Even more dispositive, though, is that more closely subscribe to the administration’s political goals part. Federal employees exist to carry out the administration’s policies and goals, not their own. If they can’t keep up with changing administrations, or choose not to, they’re unfit for continuation.

Full stop.

Oh, and here’s a hint on the breadth of the problem that wants correction [emphasis added]:

The Office of Management and Budget, which played a lead role in crafting the [reclassification] order, submitted its own preliminary list last week, recommending that 425 positions at the office—more than 80% of the entire staff—be categorized as Schedule F[.]

Defunding by Another Name

Shoplifting has been decriminalized in California. Store management teams that take it on themselves to grab shoplifters can be sued for the effrontery of protecting store property.
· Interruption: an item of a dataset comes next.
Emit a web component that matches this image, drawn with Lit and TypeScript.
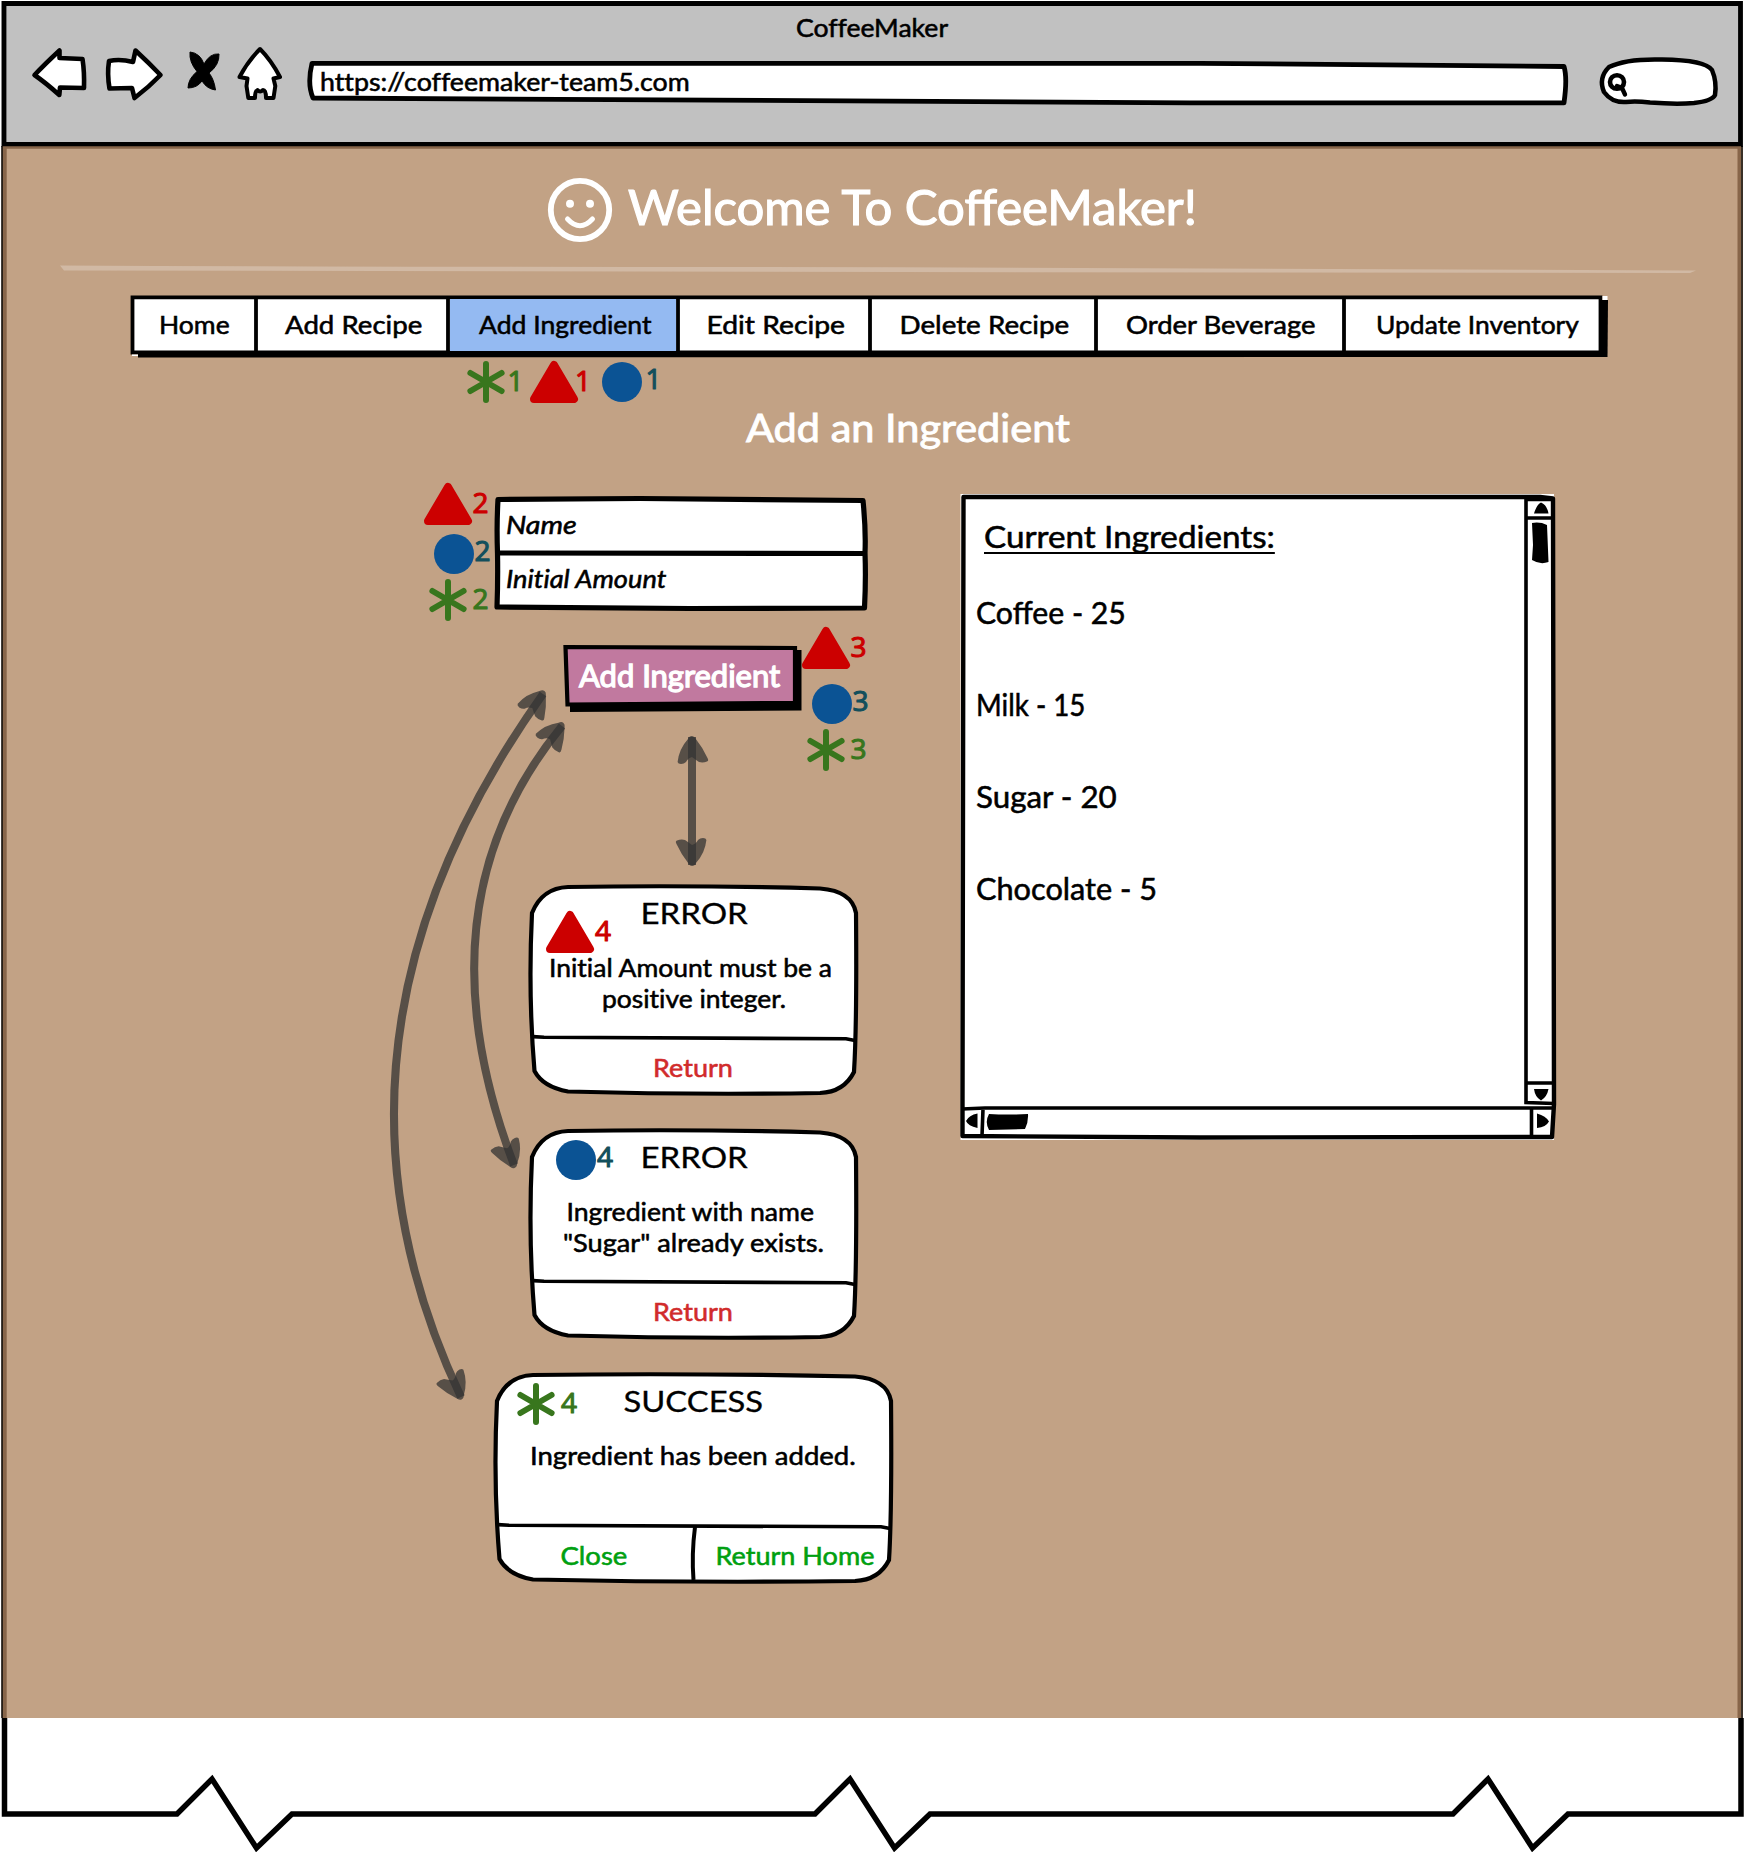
import { LitElement, html, css, svg } from "lit";
import { customElement, property } from "lit/decorators.js";

/** A single line of text, stretched so that it fills a given width. */
@customElement("sketch-label")
class SketchLabel extends LitElement {
  @property({ type: String }) text = "";
  @property({ type: Number }) span = 0;
  @property({ type: Number }) shift = 0;

  static styles = css`
    :host { display: block; flex: none; }
    .line {
      display: inline-block; white-space: pre; vertical-align: top; transform-origin: 0 50%;
      text-decoration: var(--label-decoration, none); text-decoration-thickness: 2px;
      text-underline-offset: 3.500px; text-decoration-skip-ink: none;
    }
  `;

  updated() {
    const line = this.renderRoot.querySelector(".line") as HTMLElement;
    const ratio = this.span / Math.max(1, line.offsetWidth);
    line.style.transform = `translateX(${this.shift}px) scaleX(${ratio.toFixed(4)})`;
    this.style.width = `${this.span}px`;
  }

  render() {
    return html`<span class="line">${this.text}</span>`;
  }
}

type Line = { text: string; span: number; shift?: number };
const label = (l: Line) =>
  html`<sketch-label .text=${l.text} .span=${l.span} .shift=${l.shift ?? 0}></sketch-label>`;

const NAV: (Line & { active?: boolean })[] = [
  { text: "Home", span: 71, shift: 1 },
  { text: "Add Recipe", span: 137, shift: 1 },
  { text: "Add Ingredient", span: 173, shift: 2, active: true },
  { text: "Edit Recipe", span: 138, shift: 1.5 },
  { text: "Delete Recipe", span: 170, shift: 1.5 },
  { text: "Order Beverage", span: 190, shift: 1 },
  { text: "Update Inventory", span: 203, shift: 5 },
];

const STOCK: Line[] = [
  { text: "Coffee - 25", span: 150 },
  { text: "Milk - 15", span: 109, shift: 0 },
  { text: "Sugar - 20", span: 141 },
  { text: "Chocolate - 5", span: 181 },
];

const RED = "#cc0000";
const BLUE = "#0b5394";
const TEAL = "#134f5c";
const GREEN = "#38761d";

const triangle = (cx: number, top: number) => svg`
  <path d="M${cx} ${top + 4} L${cx + 20} ${top + 38} H${cx - 20} Z" fill=${RED} stroke=${RED} stroke-width="8" stroke-linejoin="round"/>`;
const circle = (cx: number, cy: number) => svg`<circle cx=${cx} cy=${cy} r="20" fill=${BLUE}/>`;
const asterisk = (cx: number, cy: number) => svg`
  <path d="M${cx} ${cy - 18} V${cy + 18} M${cx - 15.6} ${cy - 9} L${cx + 15.6} ${cy + 9} M${cx + 15.6} ${cy - 9} L${cx - 15.6} ${cy + 9}"
    fill="none" stroke=${GREEN} stroke-width="6" stroke-linecap="round"/>`;
const digit = (x: number, base: number, n: string, color: string) => svg`
  <text class="digit" x=${x} y=${base} fill=${color} stroke=${color} stroke-width="1.1" stroke-linejoin="round" text-anchor="middle">${n}</text>`;
const head = (x: number, y: number, angle: number) => svg`
  <path transform="translate(${x} ${y}) rotate(${angle})" fill="#333" fill-opacity="0.75"
    d="M0 0 C-2 0 -3 1 -4 3 Q-13 13 -14.4 26 Q-14 28 -11 28 Q-8 28 -6 26 Q-4 22 0 21 Q4 24 7 26 Q11 27 15 25.500 Q17 25 15.500 22 Q11 12 3.500 2.500 Q2 0 0 0 Z"/>`;

const dialogFrame = (w: number, split: boolean) => {
  const r = w - 4;
  return html`<svg class="frame" width=${w} height="212" viewBox="0 0 ${w} 212">
    <path d="M40 3 Q${w / 2} 1 ${w - 40} 4.500 Q${r - 4} 7 ${r} 29 Q${r + 1} 140 ${r - 2} 188 Q${r - 12} 208 ${w - 40} 209 Q${w / 2} 211 40 207.500 Q15 203 6.500 187 Q0 110 4 29 Q14 4 40 3 Z"
      fill="#fff" stroke="#000" stroke-width="4.200"/>
    <path d="M5 152.600 L16 153.300 L${w - 14} 154.800 L${r - 1} 156.600" fill="none" stroke="#000" stroke-width="3.600"/>
    ${split ? svg`<path d="M202 155 Q198.500 182 200.500 208" fill="none" stroke="#000" stroke-width="4"/>` : ""}
  </svg>`;
};

@customElement("app-root")
class AppRoot extends LitElement {
  static styles = css`
    :host { display: block; }
    * { box-sizing: border-box; }
    svg { display: block; flex: none; }
    .window {
      position: relative; width: 1744px; height: 1852px; overflow: hidden; background: #fff; color: #000;
      font-family: Lato, "Open Sans", sans-serif; font-size: 25px; line-height: 30px;
      font-variant-ligatures: none; -webkit-text-stroke: 0.55px currentColor;
    }
    .overlay { position: absolute; left: 0; top: 0; pointer-events: none; }
    .digit { font-family: "Open Sans", sans-serif; font-size: 28px; }

    .chrome { height: 146px; background: #c1c1c1; padding-top: 12px; }
    .chrome-title { display: flex; justify-content: center; height: 32px; }
    .toolbar { display: flex; gap: 12px; padding-left: 28px; height: 64px; }
    .url { position: relative; width: 1274px; height: 64px; padding-left: 24px; line-height: 74px; }
    .frame { position: absolute; left: 0; top: 0; overflow: visible; }
    .url sketch-label, .button sketch-label { position: relative; }

    .page { height: 1572px; background: #c2a285; }
    .welcome {
      display: flex; align-items: center; gap: 15px; height: 118px; padding: 10px 0 0 547px;
      color: #fff; font-size: 48px; line-height: 60px; -webkit-text-stroke-width: 1.2px;
      font-variant-ligatures: normal;
    }
    .welcome sketch-label { margin-bottom: 6px; }
    .nav {
      position: relative; display: grid; grid-template-columns: 126px 192px 230px 192px 226px 248px 266px;
      width: 1480px; height: 63px; margin: 19px 0 0 130px;
    }
    .tab { position: relative; display: flex; justify-content: center; align-items: center; padding-bottom: 5px; }
    .tab:last-child { padding-right: 9px; }
    .heading {
      height: 50px; margin-top: 44px; padding-left: 746px; color: #fff;
      font-size: 38px; line-height: 50px; -webkit-text-stroke-width: 0.9px;
    }
    .body { display: flex; margin-top: 42px; }
    .left { width: 960px; display: flex; flex-direction: column; align-items: flex-start; }
    .form { position: relative; width: 377px; height: 118px; margin-left: 493px; padding-top: 3px; font-style: italic; }
    .field { position: relative; height: 54px; line-height: 54px; padding: 0 0 0 13px; }
    .button {
      position: relative; width: 242px; height: 70px; margin: 31px 0 0 562px; padding-left: 17px;
      color: #fff; font-size: 30px; line-height: 65px; -webkit-text-stroke-width: 1.3px;
    }
    .dialogs { display: flex; flex-direction: column; align-items: center; gap: 32px; width: 404px; margin: 171px 0 0 492px; }
    .dialog { position: relative; width: 332px; height: 212px; padding-top: 13px; }
    .dialog.wide { width: 402px; }
    .dialog-title {
      position: relative; display: flex; justify-content: center; height: 31px;
      font-size: 29px; line-height: 31px; -webkit-text-stroke-width: 0.3px;
    }
    .message {
      position: relative; display: flex; flex-direction: column; align-items: center;
      height: 86px; margin-top: 24px; line-height: 31px;
    }
    .actions { position: relative; display: flex; height: 58px; line-height: 58px; }
    .action { flex: 1; display: flex; justify-content: center; color: #d12b2b; }
    .wide .action { color: #00a010; }

    .panel { position: relative; width: 596px; height: 646px; padding: 22px 0 0 16px; font-size: 30px; }
    .panel-title { position: relative; height: 40px; line-height: 40px; padding-left: 8px; --label-decoration: underline; }
    .stock { position: relative; margin-top: 10px; line-height: 92px; font-variant-ligatures: normal; }
  `;

  private toolbar() {
    return html`
      <div class="toolbar">
        <svg width="62" height="64" viewBox="28 44 62 64">
          <path d="M34.500 75 Q45 64 59.500 50.500 L59.500 58 L82.500 59 Q84.500 72 84 88 L60 87.500 L59.300 95 Q46 83 34.500 75 Z" fill="#fff" stroke="#000" stroke-width="4.600" stroke-linejoin="round"/>
        </svg>
        <svg width="64" height="64" viewBox="102 44 64 64">
          <path d="M109 61 Q120 58.500 133 62 L135.500 50.500 Q149 63 160.500 75 Q149 87 134.500 98 L132 88 L109.500 88.500 Q107 74 109 61 Z" fill="#fff" stroke="#000" stroke-width="4.600" stroke-linejoin="round"/>
        </svg>
        <svg width="46" height="64" viewBox="178 44 46 64">
          <path d="M190 52 Q200 53 204 64 Q210 53 219 54 Q219.500 65 209 73 Q214 79 215.500 90 Q207 89 202 81 Q197 88 188 88 Q188 79 197 71.500 Q189 62 190 52 Z" fill="#000" stroke="#000" stroke-width="1"/>
        </svg>
        <svg width="48" height="64" viewBox="236 44 48 64">
          <path d="M260 49 Q271 60 280 77 L273.500 78.500 L275.300 86 L273.500 98 L266 98 Q266 90 263 90 Q260 93 257.500 90 Q255 91 255 98 L248.300 98 L246.500 86 L247.500 78.500 L239.500 77 Q248 61 260 49 Z" fill="#fff" stroke="#000" stroke-width="4" stroke-linejoin="round"/>
        </svg>
        <div class="url">
          <svg class="frame" width="1274" height="64" viewBox="296 44 1274 64">
            <path d="M312 63.300 H1200 L1564 66.500 Q1567.500 78 1564 102.800 H1190 L313 98 Q307 84 312 63.300 Z" fill="#fff" stroke="#000" stroke-width="4.800" stroke-linejoin="round"/>
          </svg>
          ${label({ text: "https://coffeemaker-team5.com", span: 370, shift: 0 })}
        </div>
        <svg width="142" height="64" viewBox="1582 44 142 64">
          <path d="M1626 102 Q1612 103 1604 92 Q1598 78 1609 67 Q1626 58.500 1662 59.500 Q1705 60 1712 70 Q1717 82 1715 95 Q1712 101 1694 103 Q1676 104.500 1650 102.500 Q1636 101 1626 102 Z" fill="#fff" stroke="#000" stroke-width="4.500"/>
          <ellipse cx="1617" cy="82" rx="7" ry="6.800" fill="#fff" stroke="#000" stroke-width="4.600"/>
          <path d="M1617 86 L1622 88 L1625 94.500" fill="none" stroke="#000" stroke-width="4.400" stroke-linecap="round"/>
        </svg>
      </div>`;
  }

  private nav() {
    return html`
      <div class="nav">
        <svg class="frame" width="1480" height="63" viewBox="130 295 1480 63">
          <path d="M138 300 H1608 L1607.500 357 L138 357.500 Z" fill="#000"/>
          <path d="M132.500 297.300 H1600.500 V352.500 H132.500 Z" fill="#fff" stroke="#000" stroke-width="3.800"/>
          <rect x="450" y="299" width="226" height="52" fill="#94baf2"/>
          <path d="M256 297 V354 M448 297 V354 M678 297 V354 M870 297 V354 M1096 297 V354 M1344 297 V354" stroke="#000" stroke-width="3.800"/>
          <path d="M1602.500 296 H1607.500 V300 H1602.500 Z M132 354.500 H138 V356 H132 Z" fill="#fff"/>
        </svg>
        ${NAV.map((item) => html`<div class="tab">${label(item)}</div>`)}
      </div>`;
  }

  private dialog(title: Line, message: Line[], actions: Line[]) {
    const wide = actions.length > 1;
    return html`
      <div class="dialog ${wide ? "wide" : ""}">
        ${dialogFrame(wide ? 402 : 332, wide)}
        <div class="dialog-title">${label(title)}</div>
        <div class="message">${message.map(label)}</div>
        <div class="actions">${actions.map((a) => html`<div class="action">${label(a)}</div>`)}</div>
      </div>`;
  }

  private panel() {
    return html`
      <div class="panel">
        <svg class="frame" width="596" height="646" viewBox="960 494 596 646">
          <rect x="960.500" y="494" width="593.500" height="646" fill="#fff"/>
          <path d="M963.500 497 H1540 L1553 498.500 L1554 1104 L1552 1137 L1200 1137.500 L962.500 1136 L962.500 1106 L963.500 497 Z" fill="none" stroke="#000" stroke-width="4.400" stroke-linejoin="round"/>
          <path d="M1526 499 V1102.500 L1554 1103.500 M1526 499.500 H1552 M1527 518 H1553 M1527 1083 H1553 M962 1109 L985 1108 H1552 M983 1109 L982 1136 M1531.500 1109 V1136" fill="none" stroke="#000" stroke-width="3.600"/>
          <path d="M1534 513.500 Q1537 504 1541 502.500 Q1547 505 1548.500 513.500 Z M1534 1089 H1548.500 Q1547 1097 1541 1100.500 Q1535 1097 1534 1089 Z M977.500 1113.500 V1128 Q968 1126 966 1121 Q969 1115 977.500 1113.500 Z M1537 1113.500 Q1546 1116 1549 1121.500 Q1546 1127 1537 1128 Z" fill="#000"/>
          <path d="M1532 523 Q1540 521.500 1547 525 L1548.500 562 Q1540 565 1532 560 L1533 545 Z M989 1114 Q1008 1115 1028 1114 Q1028.500 1122 1025 1129 L989 1130 Q984.500 1122 989 1114 Z" fill="#000"/>
        </svg>
        <div class="panel-title">${label({ text: "Current Ingredients:", span: 291 })}</div>
        <div class="stock">${STOCK.map(label)}</div>
      </div>`;
  }

  private annotations() {
    return html`
      <svg class="overlay" width="1744" height="1852" viewBox="0 0 1744 1852">
        <g fill="none" stroke="#333" stroke-opacity="0.75" stroke-width="8">
          <path d="M692 737 V865"/>
          <path d="M543 694 Q294 1044 461 1397"/>
          <path d="M562 726 Q415 905 514 1165"/>
        </g>
        ${head(692, 736, 0)} ${head(692, 866, 180)}
        ${head(544.5, 691, 35.5)} ${head(461.5, 1399.5, 154.7)}
        ${head(563.5, 723, 39.6)} ${head(514.5, 1168, 159.2)}

        ${asterisk(486, 382)} ${digit(515.5, 391, "1", GREEN)}
        ${triangle(554, 361)} ${digit(583, 391, "1", RED)}
        ${circle(622, 382)} ${digit(653.5, 389, "1", TEAL)}

        ${triangle(448, 483)} ${digit(480.5, 513, "2", RED)}
        ${circle(454, 554)} ${digit(482.5, 561, "2", TEAL)}
        ${asterisk(448, 600)} ${digit(480.5, 609, "2", GREEN)}

        ${triangle(826, 627)} ${digit(858.5, 657, "3", RED)}
        ${circle(832, 704)} ${digit(860.5, 711, "3", TEAL)}
        ${asterisk(826, 750)} ${digit(858.5, 759, "3", GREEN)}

        ${triangle(570, 911)} ${digit(603, 941, "4", RED)}
        ${circle(576, 1160)} ${digit(605, 1167, "4", TEAL)}
        ${asterisk(536, 1404)} ${digit(569, 1413, "4", GREEN)}
      </svg>`;
  }

  private windowFrame() {
    return html`
      <svg class="overlay" width="1744" height="1852" viewBox="0 0 1744 1852">
        <path d="M0 0 H1744 V146 H1743 V1 H1.500 V146 H0 Z" fill="#fff"/>
        <path d="M0 146 H1.500 V1718 H0 Z M1743 146 H1744 V1718 H1743 Z" fill="#fff"/>
        <path d="M4 144.500 V3.500 H1740.500 V144.500 Z" fill="none" stroke="#000" stroke-width="4.800"/>
        <path d="M4 144.500 H1740" stroke="#000" stroke-width="3.500"/>
        <path d="M2 146.200 H1741 V148.800 H6.700 V1718 H2 Z M1737.500 148 H1741 V1718 H1737.500 Z" fill="#876549"/>
        <path d="M2 146 V1718 M1742 146 V1718" stroke="#000" stroke-width="1.400"/>
        <path d="M4.500 1718 V1814 H177 L212 1779 L256.500 1848 L292 1814 H815 L850 1779 L894.500 1848 L930 1814 H1453 L1488 1779 L1532.500 1848 L1568 1814 H1741 V1718" fill="none" stroke="#000" stroke-width="5.500"/>
      </svg>`;
  }

  render() {
    return html`
      <div class="window">
        <div class="chrome">
          <div class="chrome-title">${label({ text: "CoffeeMaker", span: 152 })}</div>
          ${this.toolbar()}
        </div>
        <div class="page">
          <div class="welcome">
            <svg width="66" height="66" viewBox="547 177 66 66">
              <circle cx="580" cy="210" r="29.200" fill="none" stroke="#fff" stroke-width="5.800"/>
              <ellipse cx="570" cy="203.700" rx="4" ry="4" fill="#fff"/>
              <ellipse cx="590" cy="203.700" rx="4" ry="4" fill="#fff"/>
              <path d="M567.500 219 Q580 232.500 592.500 219" fill="none" stroke="#fff" stroke-width="5" stroke-linecap="round"/>
            </svg>
            ${label({ text: "Welcome To CoffeeMaker!", span: 569 })}
          </div>
          <svg width="1744" height="12" viewBox="0 264 1744 12">
            <path d="M60 265.500 Q400 267 900 267.200 L1696 270.500 L1690 273 L900 272 L64 270.500 Z" fill="#d1b9a4"/>
          </svg>
          ${this.nav()}
          <div class="heading">${label({ text: "Add an Ingredient", span: 324 })}</div>
          <div class="body">
            <div class="left">
              <div class="form">
                <svg class="frame" width="377" height="118" viewBox="493 494 377 118">
                  <path d="M498 499.500 L640 498.500 L863 500.500 Q866 530 865 553 Q866 580 864.500 608 L690 608.500 L497 607 Q498 580 497.500 553 Q496.500 525 498 499.500 Z" fill="#fff" stroke="#000" stroke-width="5.200" stroke-linejoin="round"/>
                  <path d="M497 553 L865 553.500" stroke="#000" stroke-width="5.200"/>
                </svg>
                <div class="field">${label({ text: "Name", span: 71 })}</div>
                <div class="field">${label({ text: "Initial Amount", span: 160 })}</div>
              </div>
              <div class="button">
                <svg class="frame" width="242" height="70" viewBox="562 643 242 70">
                  <path d="M570 650 H801.500 V710.500 L570 712 Z" fill="#000"/>
                  <path d="M565.500 647 L795 648 V703 L567.500 704.500 Z" fill="#c1799f" stroke="#000" stroke-width="4.200"/>
                </svg>
                ${label({ text: "Add Ingredient", span: 201 })}
              </div>
              <div class="dialogs">
                ${this.dialog(
                  { text: "ERROR", span: 107, shift: -0.5 },
                  [{ text: "Initial Amount must be a", span: 283, shift: -4 }, { text: "positive integer.", span: 184 }],
                  [{ text: "Return", span: 80, shift: -1 }],
                )}
                ${this.dialog(
                  { text: "ERROR", span: 107, shift: -0.5 },
                  [{ text: "Ingredient with name", span: 247, shift: -4.5 }, { text: "\"Sugar\" already exists.", span: 261, shift: -1 }],
                  [{ text: "Return", span: 80, shift: -1 }],
                )}
                ${this.dialog(
                  { text: "SUCCESS", span: 140, shift: -0.5 },
                  [{ text: "Ingredient has been added.", span: 326, shift: -1 }],
                  [{ text: "Close", span: 67, shift: 0.5 }, { text: "Return Home", span: 159, shift: 0.5 }],
                )}
              </div>
            </div>
            ${this.panel()}
          </div>
        </div>
        ${this.annotations()} ${this.windowFrame()}
      </div>`;
  }
}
Police stopped apprehending shoplifters because it wasn’t worth their time as thieves were released.

It’s broader than that.

Some large retailers including Goodwill, Walmart and Bloomingdale’s sought to punish shoplifters by requiring them to take a class in “life skills” to avoid a criminal complaint. The San Francisco city attorney then sued the educational company that provided the classes for extortion and false imprisonment.

This sort of larceny has exploded since the decriminalization, and the thefts have cost businesses in the state billions of dollars.

This is “defunding” law enforcement at the fount.

Here’s the start, from that, of an economic trend that could get very uncomfortable for Californians if the decriminalization isn’t reversed:

A[] Walgreens store in San Francisco, the seventh this year, is closing after its shelves were cleared by looters.

“Defund” law enforcement at the source.